Before the robust 2019-20 offseason, free agent spending dipped to lows that certainly looked like a sequel to the collusion scheme of the late 1980s, regardless of whether this capital strike was as coordinated as the one before. This enraged players, and indeed fans, who have watched contending teams in New York and Los Angeles roll back their commitment to winning, and those in Boston and Cleveland completely dismantle competitive clubs for cost. Other would-be contenders, like the Padres and Phillies, have made a few big moves, but they also imposed arbitrary caps on player spending that strangled would-be dynasties in the cradle.
Still, fans of those teams are better off than those in Pittsburgh and Miami, who are left to watch Potemkin bottom-feeders with no hope of contending, or people in Iowa who can barely watch MLB at all.
I suspect that much of the outrage about the Astros’ sign-stealing scandal is built on frustrations that stem from other issues, and this is just a safe outlet. A team that was all too willing to play the heel has stepped out of line, a commissioner with little credibility to start with tried to paper over the cracks, and now five years of pent-up fuel has a spark.
What makes things extra complicated is that this conflict has multiple fronts. It’s not a strict players-versus-owners issue, because while the league office and Astros ownership has done little to inspire confidence, they weren’t the ones who started this. Neither is it a team-versus-team affair. Players who benefited from the Astros’ sign stealing have moved on to other clubs, as evidenced by the Mets’ firing of manager Carlos Beltrán before he’d even reported to camp. The fissures in the game don’t fall along tidy professional, partisan, or class lines, which sometimes makes it difficult to even understand who’s angry at whom, much less to heal those divides.
And despite Manfred’s efforts to limit this story to two teams, there’s reason to suspect that other clubs were engaged in similar forms of espionage. Even as Cody Bellinger is exchanging rhetorical haymakers with Correa and Justin Turner is cutting promos on the commissioner, the Dodgers have been accused of going outside the rules to steal signs themselves.
What results is an awkward multilateral standoff pitting some players against other players, some fans against other fans, some (but not all) players against the league office, and the union—as in the steroid era—in the awkward position of having to defend some of its members against others.

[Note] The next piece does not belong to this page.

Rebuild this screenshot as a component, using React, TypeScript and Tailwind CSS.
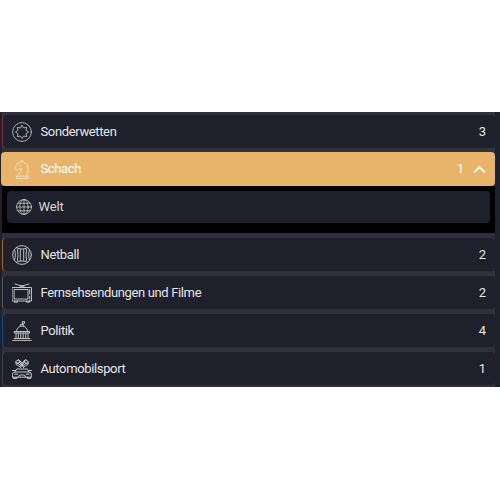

This situation could have been handled better had the Astros been less ostentatiously unrepentant, and had the commissioner’s investigation not been undermined almost immediately by independent reporting that showed the problem to be far worse than Manfred wanted the public to believe. Now that these initial sins have been committed, however, there’s no obvious way to mitigate their effect. Manfred’s investigation has come into question, leaving the Astros with a fig leaf to hide behind and the teams they cheated against with no recourse. And after months and months of obfuscation and half-hearted apologies, it’s hard to imagine what the Astros could do now to convince the public that they’re actually sorry. Even if they could, it wouldn’t be enough.
With that in mind, the list of available remedies is shorter than ever. Manfred can’t unilaterally suspend players. Nor can he vacate the 2017 World Series title or José Altuve’s MVP award without sacrificing even more credibility. (Not only is it impossible to erase history, but he’s already gone out of his way not to do so.) And while vigilante justice might be cathartic for certain players, Manfred can’t allow the early stages of the 2020 season to devolve into a dangerous and unproductive beanball war; to his credit, he seems to be proactively trying to prevent such ugliness.

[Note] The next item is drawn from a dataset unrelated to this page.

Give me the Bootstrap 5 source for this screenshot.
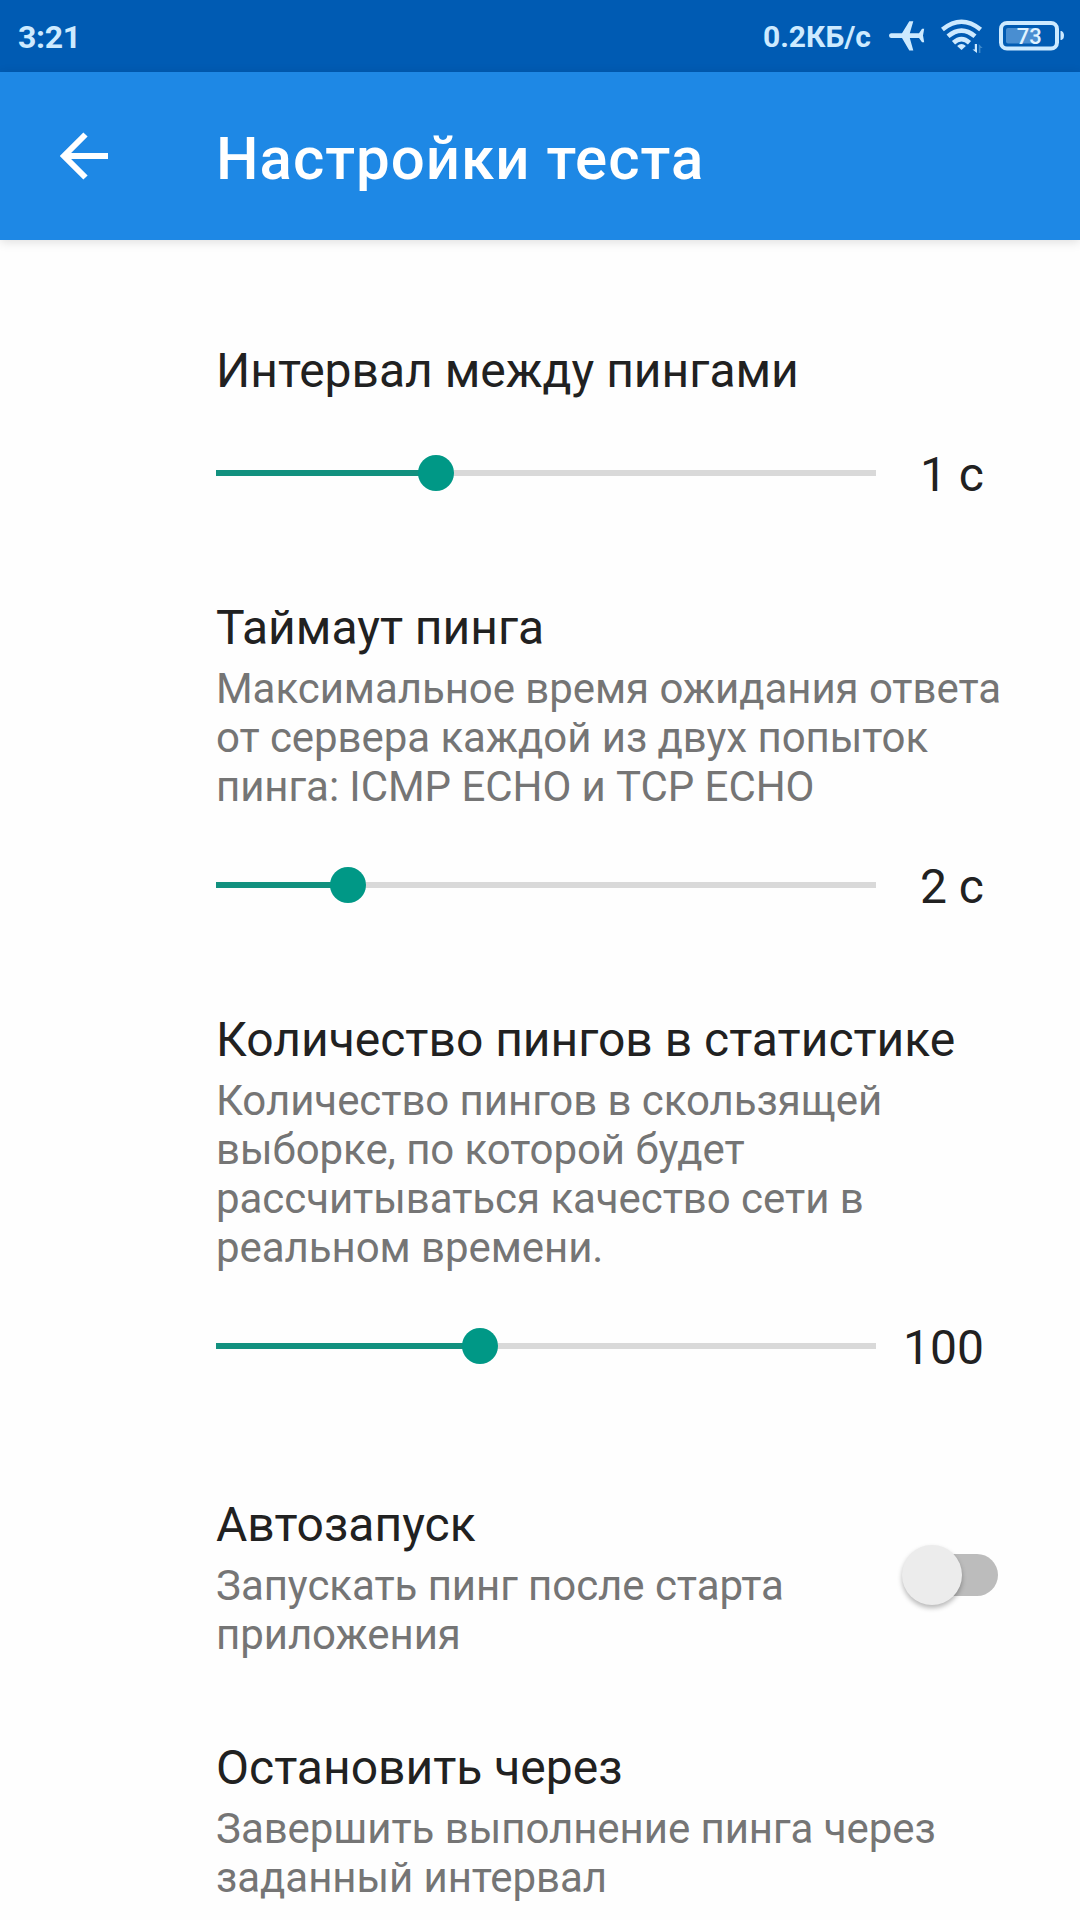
<!DOCTYPE html>
<html lang="ru">
<head>
<meta charset="utf-8">
<meta name="viewport" content="width=device-width, initial-scale=1">
<title>Настройки теста</title>
<link href="https://cdn.jsdelivr.net/npm/bootstrap@5.3.0/dist/css/bootstrap.min.css" rel="stylesheet">
<style>
  body { font-family: Roboto, "Noto Sans", sans-serif; background: #fefefe; color: #212121; height: 1920px; overflow: hidden; }
  .status-bar { height: 72px; background: #005bb3; color: #cdeaff; padding: 0 15px 0 18px; font-weight: 700; }
  .status-clock { font-size: 32px; line-height: 38px; padding-top: 1px; letter-spacing: -.3px; }
  .status-speed { font-size: 30px; line-height: 34px; margin-right: 18px; padding-top: 1px; }
  .app-bar { height: 168px; background: #1e88e5; color: #fff; padding-left: 56px; box-shadow: 0 2px 10px rgba(0,0,0,.13); }
  .back-button { width: 160px; line-height: 0; }
  .app-title { font-size: 60px; line-height: 70px; font-weight: 500; padding-top: 5px; letter-spacing: 1px; }
  .settings { padding: 103px 64px 0 216px; }
  .pref-title { font-size: 48px; line-height: 56px; font-weight: 400; white-space: nowrap; }
  .pref-summary { font-size: 42px; line-height: 49px; color: #757575; margin-top: 8px; white-space: nowrap; letter-spacing: -.06px; }
  .slider-row { height: 56px; margin-top: 46px; padding-right: 32px; }
  .slider { width: 660px; }
  .slider .progress { height: 6px; border-radius: 0; background: #d9d9d9; }
  .slider .progress-bar { background: #12917f; }
  .slider-thumb { width: 36px; height: 36px; background: #009886; }
  .slider-value { font-size: 48px; line-height: 56px; padding-top: 4px; }
  .gap-slider { margin-bottom: 99px; }
  .gap-section { margin-bottom: 123px; }
  .gap-plain { margin-bottom: 81px; }
  .toggle { width: 96px; height: 60px; margin: 0 18px 6px 0; }
  .toggle-track { width: 84px; height: 42px; background: #bcbcbc; }
  .toggle-thumb { width: 60px; height: 60px; background: #ececec; box-shadow: 0 3px 5px rgba(0,0,0,.28); }
</style>
</head>
<body>
<header>
  <div class="status-bar d-flex align-items-center justify-content-between">
    <span class="status-clock">3:21</span>
    <div class="d-flex align-items-center">
      <span class="status-speed">0.2КБ/с</span>
      <svg width="36" height="32" viewBox="0 0 36 32" fill="#cdeaff" aria-hidden="true">
        <path d="M2 13.2 H13 L20.3 1.2 H24.3 L20.8 13.2 H30 L33 8.8 H35.2 L34 15.5 L35.2 22.2 H33 L30 18 H20.8 L24.3 30.6 H20.3 L13 18 H2 Q0 17.8 0 15.6 Q0 13.4 2 13.2 Z"/>
      </svg>
      <svg width="42" height="34" viewBox="0 0 42 34" class="ms-3" fill="none" stroke="#cdeaff" stroke-width="4.6" aria-hidden="true">
        <path d="M1.4 10.5 Q20.5 -5 39.6 10.5"/>
        <path d="M7 17.3 Q20.5 5.8 34 17.3"/>
        <path d="M12.5 23.8 Q20.5 16.4 28.5 23.8"/>
        <path d="M20.5 31 L16.1 27 Q20.5 22.8 24.9 27 Z" fill="#cdeaff" stroke="none"/>
        <path d="M36 25 V34 L31.5 30.5 H33.8 V25 Z" fill="#cdeaff" stroke="none"/>
        <path d="M37.8 34 V25 L41.6 29 H39.4 V34 Z" fill="#3d88c8" stroke="none"/>
      </svg>
      <svg width="66" height="30" viewBox="0 0 66 30" class="ms-3" aria-hidden="true">
        <rect x="2" y="2" width="56" height="25.6" rx="6" fill="none" stroke="#cdeaff" stroke-width="4"/>
        <rect x="7" y="7" width="33" height="15.5" rx="2" fill="#498ed1"/>
        <path d="M61.5 10 H62.5 Q65 11 65 14.5 Q65 18 62.5 19 H61.5 Z" fill="#cdeaff"/>
        <text x="30.3" y="22.6" text-anchor="middle" font-family="Roboto, sans-serif" font-size="22" font-weight="500" fill="#e0f3ff">73</text>
      </svg>
    </div>
  </div>
  <div class="app-bar d-flex align-items-center">
    <div class="back-button">
      <svg width="56" height="56" viewBox="0 0 56 56" fill="none" stroke="#fff" stroke-width="6" aria-label="Назад">
        <path d="M52 28 H9 M29.5 6.5 L8 28 L29.5 49.5"/>
      </svg>
    </div>
    <h1 class="app-title mb-0">Настройки теста</h1>
  </div>
</header>

<main class="settings">
  <section class="gap-slider">
    <h2 class="pref-title mb-0">Интервал между пингами</h2>
    <div class="slider-row d-flex align-items-center justify-content-between">
      <div class="slider position-relative">
        <div class="progress"><div class="progress-bar" style="width:33.333%"></div></div>
        <span class="slider-thumb rounded-circle position-absolute top-50 translate-middle" style="left:33.333%"></span>
      </div>
      <span class="slider-value">1 с</span>
    </div>
  </section>

  <section class="gap-slider">
    <h2 class="pref-title mb-0">Таймаут пинга</h2>
    <p class="pref-summary mb-0">Максимальное время ожидания ответа<br>от сервера каждой из двух попыток<br>пинга: ICMP ECHO и TCP ECHO</p>
    <div class="slider-row d-flex align-items-center justify-content-between">
      <div class="slider position-relative">
        <div class="progress"><div class="progress-bar" style="width:20%"></div></div>
        <span class="slider-thumb rounded-circle position-absolute top-50 translate-middle" style="left:20%"></span>
      </div>
      <span class="slider-value">2 с</span>
    </div>
  </section>

  <section class="gap-section">
    <h2 class="pref-title mb-0">Количество пингов в статистике</h2>
    <p class="pref-summary mb-0">Количество пингов в скользящей<br>выборке, по которой будет<br>рассчитываться качество сети в<br>реальном времени.</p>
    <div class="slider-row d-flex align-items-center justify-content-between">
      <div class="slider position-relative">
        <div class="progress"><div class="progress-bar" style="width:40%"></div></div>
        <span class="slider-thumb rounded-circle position-absolute top-50 translate-middle" style="left:40%"></span>
      </div>
      <span class="slider-value">100</span>
    </div>
  </section>

  <section class="gap-plain d-flex align-items-center justify-content-between">
    <div>
      <h2 class="pref-title mb-0">Автозапуск</h2>
      <p class="pref-summary mb-0">Запускать пинг после старта<br>приложения</p>
    </div>
    <div class="toggle position-relative d-flex align-items-center justify-content-end">
      <div class="toggle-track rounded-pill"></div>
      <span class="toggle-thumb rounded-circle position-absolute top-0 start-0"></span>
    </div>
  </section>

  <section>
    <h2 class="pref-title mb-0">Остановить через</h2>
    <p class="pref-summary mb-0">Завершить выполнение пинга через<br>заданный интервал</p>
  </section>
</main>
<script src="https://cdn.jsdelivr.net/npm/bootstrap@5.3.0/dist/js/bootstrap.bundle.min.js"></script>
</body>
</html>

Any meaningful and lasting resolution would need to be as wide ranging, comprehensive, and emotionally charged as the scandal itself; for example, cycling executive Jonathan Vaughters once suggested that a truth and reconciliation commission would go a long way toward healing the wounds doping inflicted on his sport. That never happened, because even the promise of amnesty isn’t enough to persuade everyone to be totally honest. And even if MLB were to attempt something similar, the baseball world doesn’t seem ready to forgive without punishment just yet.

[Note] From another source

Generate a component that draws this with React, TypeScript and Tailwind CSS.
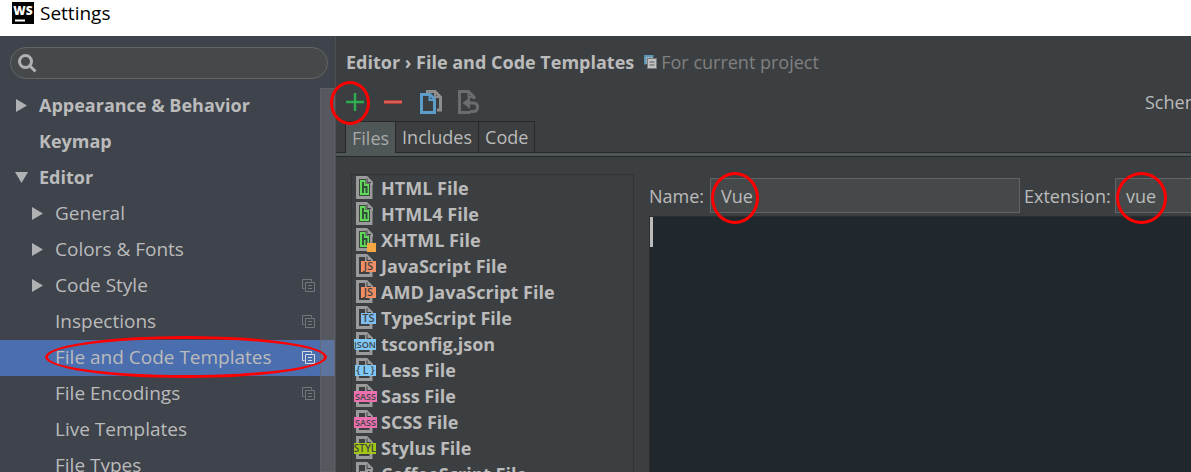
import { useState } from "react";

type Node = {
  label: string;
  top?: boolean;
  open?: boolean;
  branch?: boolean;
  project?: boolean;
};

const nodes: Node[] = [
  { label: "Appearance & Behavior", top: true, branch: true },
  { label: "Keymap", top: true },
  { label: "Editor", top: true, branch: true, open: true },
  { label: "General", branch: true },
  { label: "Colors & Fonts", branch: true },
  { label: "Code Style", branch: true, project: true },
  { label: "Inspections", project: true },
  { label: "File and Code Templates", project: true },
  { label: "File Encodings", project: true },
  { label: "Live Templates" },
  { label: "File Types" },
];

type Kind = "html" | "xhtml" | "js" | "ts" | "json" | "less" | "sass" | "styl" | "coffee";

const files: { name: string; kind: Kind }[] = [
  { name: "HTML File", kind: "html" },
  { name: "HTML4 File", kind: "html" },
  { name: "XHTML File", kind: "xhtml" },
  { name: "JavaScript File", kind: "js" },
  { name: "AMD JavaScript File", kind: "js" },
  { name: "TypeScript File", kind: "ts" },
  { name: "tsconfig.json", kind: "json" },
  { name: "Less File", kind: "less" },
  { name: "Sass File", kind: "sass" },
  { name: "SCSS File", kind: "sass" },
  { name: "Stylus File", kind: "styl" },
  { name: "CoffeeScript File", kind: "coffee" },
];

const badges: Partial<Record<Kind, { text: string; x: number; w: number; fill: string; size: number }>> = {
  js: { text: "JS", x: 7, w: 15, fill: "#f08d62", size: 11 },
  ts: { text: "TS", x: 7, w: 15, fill: "#7ebff0", size: 11 },
  json: { text: "JSON", x: 0, w: 22, fill: "#7fc8f8", size: 9 },
  less: { text: "{ L }", x: 1, w: 21, fill: "#7fc8f8", size: 10 },
  sass: { text: "SASS", x: 0, w: 23, fill: "#ec6fae", size: 9 },
  styl: { text: "STYL", x: 0, w: 22, fill: "#a4c614", size: 10 },
};

function FileIcon({ kind }: { kind: Kind }) {
  const badge = badges[kind];
  return (
    <svg width="23" height="24" viewBox="0 1 23 24" className="shrink-0" aria-hidden="true">
      <path d="M3.5 2.5H12L17 7.5V22.500H3.5Z" fill="none" stroke="#9a9a9a" strokeWidth="3" />
      <path d="M11 1H13L19 7V10H11Z" fill="#9a9a9a" />
      <path d="M13 3.5V7.5H17" fill="none" stroke="#3c3f41" strokeWidth="1" />
      {(kind === "html" || kind === "xhtml") && (
        <>
          <path d="M5 4H12V8.500H16V21H5Z" fill="#3a4a3d" />
          <path d="M6 5H11.500V9H15V20H6Z" fill="#62d85b" />
          <path d="M9 7V18M9 12H12.500V18" fill="none" stroke="#31503a" strokeWidth="2" />
        </>
      )}
      {kind === "xhtml" && <rect x="13" y="16" width="9" height="9" fill="#f4a742" />}
      {kind === "coffee" && <path d="M6 10H14V17H6Z" fill="#9a9a9a" />}
      {badge && (
        <>
          <rect x={badge.x} y="8" width={badge.w} height="11" fill={badge.fill} />
          <text
            x={badge.x + badge.w / 2}
            y="17"
            textAnchor="middle"
            fontSize={badge.size}
            fontWeight="600"
            fill="#3f4547"
            fontFamily="Liberation Sans Narrow, Open Sans, sans-serif"
          >
            {badge.text}
          </text>
        </>
      )}
    </svg>
  );
}

function ProjectIcon({ className }: { className: string }) {
  return (
    <svg width="13" height="13" viewBox="0 0 13 13" className={className} fill="none" stroke="currentColor" aria-hidden="true">
      <path d="M2.500 9.500H.5V.5H9.500V2.500" />
      <path d="M3.500 3.500H12.500V12.500H3.500Z M6 6.500H10 M6 9.500H10" />
    </svg>
  );
}

function Arrow({ open }: { open?: boolean }) {
  return (
    <svg width="13" height="13" viewBox="0 0 13 13" fill="#afb1b3" aria-hidden="true">
      <path d={open ? "M0 1H13L6.500 12Z" : "M1 0L12 6.500L1 13Z"} />
    </svg>
  );
}

function Ring({ className }: { className: string }) {
  return <span aria-hidden="true" className={`pointer-events-none absolute z-10 rounded-[50%] border-3 border-[#ff0000] ${className}`} />;
}

export default function App() {
  const [selected, setSelected] = useState("File and Code Templates");
  const [tab, setTab] = useState("Files");
  const [name, setName] = useState("Vue");
  const [extension, setExtension] = useState("vue");

  return (
    <div className="flex h-screen flex-col overflow-hidden bg-[#3c3f41] font-['Open_Sans',sans-serif] text-[19px] leading-6 text-[#bbbbbb]">
      <header className="flex h-9 shrink-0 items-start gap-1.5 bg-white px-3 text-black">
        <svg width="22" height="22" viewBox="0 0 22 22" className="mt-0.5" aria-hidden="true">
          <rect width="22" height="22" fill="#000" />
          <text x="11" y="13" textAnchor="middle" fontSize="12" fontWeight="800" fill="#fff" fontFamily="Open Sans, sans-serif">WS</text>
          <path d="M3 18.500H13" stroke="#fff" strokeWidth="2" />
        </svg>
        <h1 className="mt-px">Settings</h1>
      </header>

      <div className="flex min-h-0 flex-1">
        <aside className="flex w-84 shrink-0 flex-col border-r border-[#4d4f50] bg-[#3e434c]">
          <label className="mt-[11px] mr-[7px] ml-2.5 flex h-8 shrink-0 items-center rounded-full border border-[#646464] bg-[#45494a] pl-[7px]">
            <svg width="19" height="19" viewBox="0 0 19 19" fill="none" stroke="#afb1b3" strokeWidth="3" aria-hidden="true">
              <circle cx="7.500" cy="7.500" r="6" />
              <path d="M12 12L17.500 17.500" />
            </svg>
            <input type="search" aria-label="Search settings" className="min-w-0 flex-1 bg-transparent px-2 outline-none" />
          </label>
          <nav className="relative mt-[9px] min-h-0 flex-1 overflow-hidden" aria-label="Settings categories">
            {nodes.map((n) => {
              const active = n.label === selected;
              return (
                <button
                  key={n.label}
                  type="button"
                  onClick={() => setSelected(n.label)}
                  className={`relative flex h-9 w-full items-center pr-5 pb-0.5 text-left ${n.top ? "pl-[15px] text-[18px] font-bold" : "pl-[31px]"} ${active ? "bg-[#4b6eaf]" : ""}`}
                >
                  <span className="w-6 shrink-0">{n.branch && <Arrow open={n.open} />}</span>
                  <span className="flex-1 whitespace-nowrap">{n.label}</span>
                  {n.project && <ProjectIcon className={active ? "text-[#d5dbe6]" : "text-[#73777c]"} />}
                  {n.label === "File and Code Templates" && <Ring className="-top-1 right-2 -bottom-0.5 left-[45px]" />}
                </button>
              );
            })}
            <div className="absolute inset-y-0 right-0 w-[15px] border border-[#616469]/60 bg-[#808080]/35" />
          </nav>
        </aside>

        <main className="flex min-w-0 flex-1 flex-col">
          <div className="flex shrink-0 items-center pt-3.5 pl-2.5 text-[18px] whitespace-nowrap">
            <h2 className="font-bold">Editor › File and Code Templates</h2>
            <svg width="13" height="14" viewBox="0 0 13 14" className="ml-2.5" aria-hidden="true">
              <path d="M1 9.500V1H9.500" fill="none" stroke="#5d97b8" strokeWidth="2" />
              <path d="M2 2H9V9H2Z" fill="#9ab2c0" />
              <path d="M3 3H13V14H3Z" fill="#75797b" />
              <path d="M4 4H12V13H4Z" fill="#c1c1c1" />
              <path d="M5.500 7H10.500M5.500 10H10.500" stroke="#55585a" />
            </svg>
            <span className="ml-1 text-[#808080]">For current project</span>
          </div>

          <div className="mt-3.5 flex h-7 shrink-0 items-center pl-2.5">
            <button type="button" aria-label="Add" className="relative mr-5">
              <svg width="18" height="18" viewBox="0 0 18 18" fill="none" strokeWidth="3" aria-hidden="true">
                <path d="M9 0V18M0 9H18" stroke="#267b40" />
                <path d="M9 0V18M0 9H18" stroke="#35ba56" strokeWidth="1.500" />
              </svg>
              <Ring className="-top-3 -right-1.5 -bottom-3.5 -left-4" />
            </button>
            <button type="button" aria-label="Remove" className="mr-[18px]">
              <svg width="18" height="18" viewBox="0 0 18 18" aria-hidden="true">
                <path d="M0 9H18" stroke="#a5403a" strokeWidth="4" />
                <path d="M0 9H18" stroke="#dc5f55" strokeWidth="2" />
              </svg>
            </button>
            <button type="button" aria-label="Copy" className="mr-4">
              <svg width="22" height="24" viewBox="0 0 22 24" fill="none" aria-hidden="true">
                <path d="M6 1.500H15L20.500 7V20H17" stroke="#8e8e8e" strokeWidth="3" />
                <path d="M15 1V7H21" stroke="#8e8e8e" strokeWidth="2" />
                <path d="M1.500 4.500H10L14.500 9V22.500H1.500Z" fill="#3c3f41" stroke="#5c9dc9" strokeWidth="3" />
                <path d="M9.500 5V10H15" stroke="#5c9dc9" strokeWidth="2" />
              </svg>
            </button>
            <button type="button" aria-label="Reset" className="text-[#6a6c6d]">
              <svg width="22" height="24" viewBox="0 0 22 24" fill="none" stroke="currentColor" aria-hidden="true">
                <path d="M12 22.500H1.500V1.500H10.500L16 7V9" strokeWidth="3" />
                <path d="M10.500 1V7H17" strokeWidth="2" />
                <path d="M10 13H15.500C21 13 21 21.500 15.500 21.500H12" strokeWidth="3" />
                <path d="M4.500 13L12 7V19Z" fill="currentColor" stroke="none" />
              </svg>
            </button>
            <span className="ml-auto w-[46px] overflow-hidden text-[18px] whitespace-nowrap">Scheme:</span>
          </div>

          <div className="mt-[5px] flex h-8 shrink-0 items-stretch border-b border-[#282828] pl-[9px] text-[18px]" role="tablist">
            {["Files", "Includes", "Code"].map((t) => (
              <button
                key={t}
                type="button"
                role="tab"
                aria-selected={t === tab}
                onClick={() => setTab(t)}
                className={`-mb-px border-t border-r border-[#282828] px-1.5 first:border-l ${t === tab ? "bg-[#4e5657] text-[#a8a8a8]" : "border-b bg-[#3c3e3f]"}`}
              >
                {t}
              </button>
            ))}
          </div>
          <div className="h-1 shrink-0 border-b border-[#282828] bg-[#4e5657]" />

          <div className="flex min-h-0 flex-1 pt-[17px] pl-[15px]">
            <ul className="w-[283px] shrink-0 overflow-hidden border border-b-0 border-[#313335] pl-0.5 text-[18px] font-bold">
              {files.map((f) => (
                <li key={f.name} className="flex h-[26px] items-center gap-1 whitespace-nowrap">
                  <FileIcon kind={f.kind} />
                  {f.name}
                </li>
              ))}
            </ul>
            <section className="ml-[15px] flex min-w-0 flex-1 flex-col pt-1 text-[18px]">
              <div className="flex h-[35px] shrink-0 items-center">
                <label htmlFor="name" className="w-[61px] shrink-0">Name:</label>
                <span className="relative flex h-full min-w-0 flex-1">
                  <input
                    id="name"
                    value={name}
                    onChange={(e) => setName(e.target.value)}
                    className="w-full min-w-0 border border-[#646464] bg-[#45494a] pl-2.5 outline-none"
                  />
                  <Ring className="-top-1.5 left-px h-[52px] w-12" />
                </span>
                <label htmlFor="extension" className="ml-1 w-[91px] shrink-0">Extension:</label>
                <span className="relative flex h-full w-[76px]">
                  <input
                    id="extension"
                    value={extension}
                    onChange={(e) => setExtension(e.target.value)}
                    className="w-full min-w-0 border border-r-0 border-[#646464] bg-[#45494a] pl-2.5 outline-none"
                  />
                  <Ring className="-top-1.5 left-px h-[52px] w-[51px]" />
                </span>
              </div>
              <div className="mt-[3px] min-h-0 flex-1 border-t border-l border-[#2b2d2f] bg-[#20272d]">
                <div className="h-[30px] w-[3px] bg-[#bbbbbb]" />
              </div>
            </section>
          </div>
        </main>
      </div>
    </div>
  );
}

One thing that’s become crystal clear as this scandal has unfolded: Manfred’s job is not to look out for the sport. There was once a time when the commissioner of baseball was viewed as a custodian of the game, but the last commissioner to act that way, Fay Vincent, was fired by the owners and replaced by Bud Selig, who served for a generation as the figurehead for ownership’s financial interests.
Manfred has largely comported himself in the image of his predecessor. A charitable observer could say that Manfred has confused short-term profitability with the health of the sport, that he’s a tactical thinker in an office that would ideally demand a long strategic view. Here’s another interpretation of the facts: Baseball is what it is because of the players who create the on-field product and the fans who build that product into a national institution. But these two groups are not Manfred’s constituency—the 30 owners are, along with the TV executives and potential investors who could enrich those owners.
Among the people who make up the beating heart of the sport and its cultural vitality, Manfred’s credibility is close to nil at this point. If he were a patriarchal guardian of the game, he’d be out of a job by now for being at the controls when disaster struck. But as long as the TV contracts keep coming in and private equity groups are willing to write eight- and nine-figure checks to buy a fraction of a big league franchise, Manfred’s bosses can live with it. Besides, the current CBA is going to run out after the 2021 season, and the owners are going to need Manfred to stick it to the players for a fifth time running.
Maybe the damage that’s being done to the sport’s image and infrastructure now will leave baseball in ruin at some point far down the line; after all, some fires just never burn themselves out. But by that time, the people who set Manfred’s agenda will likely have cashed out and moved on to mine some other resource.